| Short task |
Only the lines from the top of the listing below to the line that has "import React from" should be echoed, with both ends kept and pictures left out.

| Data block |
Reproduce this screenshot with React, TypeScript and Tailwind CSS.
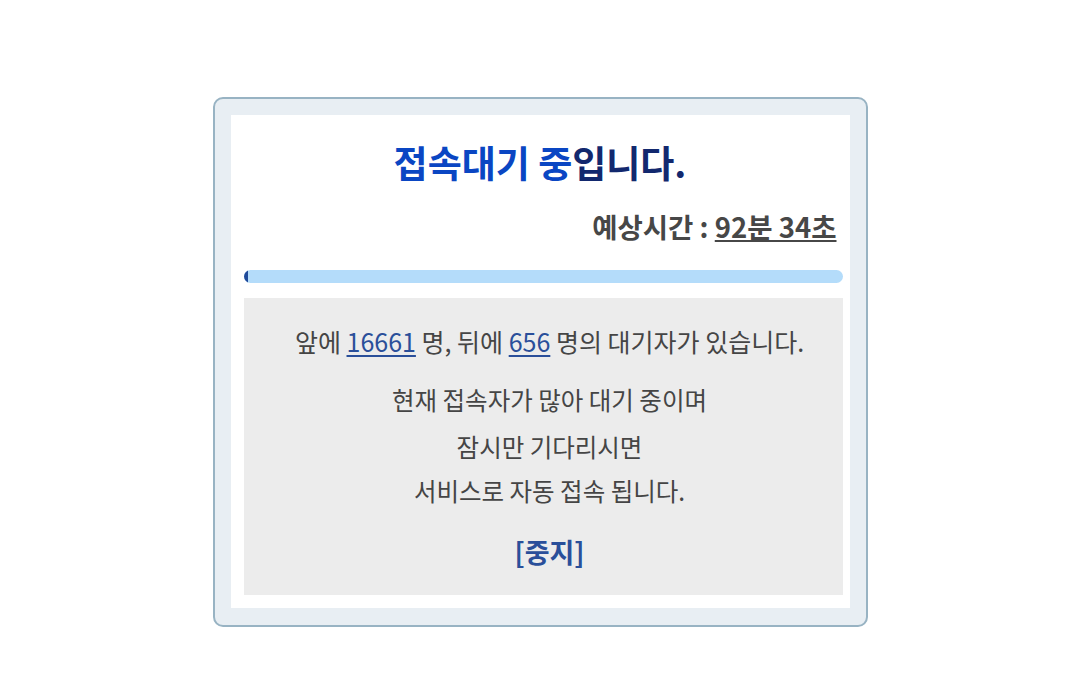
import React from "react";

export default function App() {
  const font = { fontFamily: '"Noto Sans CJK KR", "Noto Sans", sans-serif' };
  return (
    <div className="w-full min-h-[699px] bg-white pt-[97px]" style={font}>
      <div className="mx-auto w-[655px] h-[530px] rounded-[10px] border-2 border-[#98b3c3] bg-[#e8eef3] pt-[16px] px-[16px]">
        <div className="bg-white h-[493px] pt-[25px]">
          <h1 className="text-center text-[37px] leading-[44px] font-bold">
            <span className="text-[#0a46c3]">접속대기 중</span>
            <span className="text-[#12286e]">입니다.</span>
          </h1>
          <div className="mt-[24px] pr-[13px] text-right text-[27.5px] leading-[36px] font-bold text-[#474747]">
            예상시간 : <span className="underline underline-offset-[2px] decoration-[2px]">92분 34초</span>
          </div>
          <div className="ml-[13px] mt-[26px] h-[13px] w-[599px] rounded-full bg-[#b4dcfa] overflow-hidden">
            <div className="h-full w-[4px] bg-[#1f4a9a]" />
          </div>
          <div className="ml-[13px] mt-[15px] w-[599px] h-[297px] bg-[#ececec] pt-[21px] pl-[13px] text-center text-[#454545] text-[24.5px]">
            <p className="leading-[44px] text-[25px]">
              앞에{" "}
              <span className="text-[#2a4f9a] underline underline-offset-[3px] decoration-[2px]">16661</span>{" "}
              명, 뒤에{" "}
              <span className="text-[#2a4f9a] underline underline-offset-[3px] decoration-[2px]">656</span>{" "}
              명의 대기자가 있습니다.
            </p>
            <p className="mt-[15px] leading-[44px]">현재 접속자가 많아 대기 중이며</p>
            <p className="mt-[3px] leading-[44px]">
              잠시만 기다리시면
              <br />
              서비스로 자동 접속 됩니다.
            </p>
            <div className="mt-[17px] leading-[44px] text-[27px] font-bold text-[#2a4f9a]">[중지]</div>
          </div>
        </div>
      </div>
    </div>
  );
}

| Reply |
Reproduce this screenshot with React, TypeScript and Tailwind CSS.
import React from "react";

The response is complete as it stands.